New publication on phylodynamics at the poultry-wild bird interface

Claire Guinat and colleagues used phylodynamic approaches to disentangle the role of poultry farms and wild birds in the spread of highly pathogenic avian influenza virus in Europe.

by Sarah Ann Nadeau

In winter 2016-17, Europe was severely hit by an unprecedented epidemic of highly pathogenic avian influenza virus (HPAIV), with a significant detrimental impact to animal health, wildlife conservation and livestock economic sustainability. But were poultry farms or wild birds the real driver of spread? Obviously we cannot ask the birds themselves.
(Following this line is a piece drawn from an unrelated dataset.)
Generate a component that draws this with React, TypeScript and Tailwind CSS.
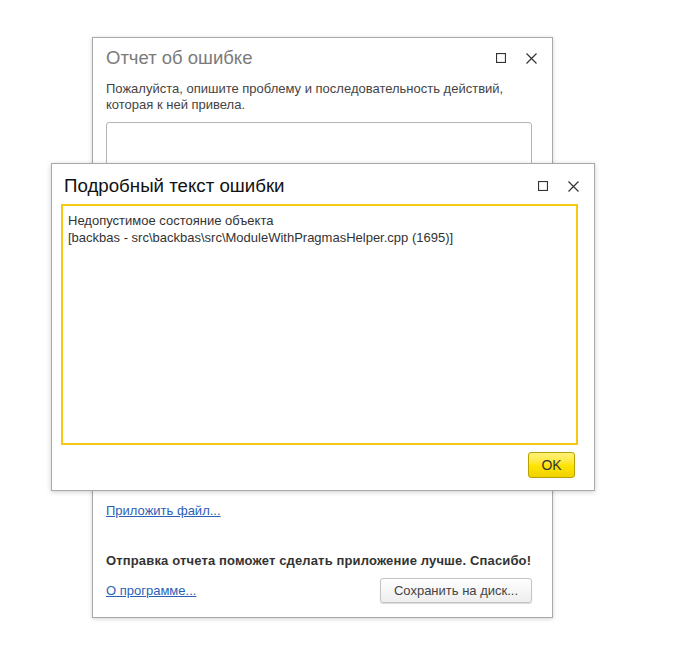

Instead, Claire and her colleagues addressed this question by applying phylodynamic tools to HPAIV sequences collected during the epidemic.

They showed that, in some countries, the epidemic was dominated by farm-to-farm transmission, while in others, the epidemic was dominated by wild bird-to-farm transmission.  

Estimated sources of HPAIV infections
Phylodynamic approaches allowed for estimation of the number of infected poultry farms that were due to transmission from infected poultry farms versus wild birds.

This allowed Claire and her colleagues to inform policymakers that efforts are necessary to understand how farms are connected and that more sustainable prevention strategies should be developed to reduce HPAIV exposure from wild birds.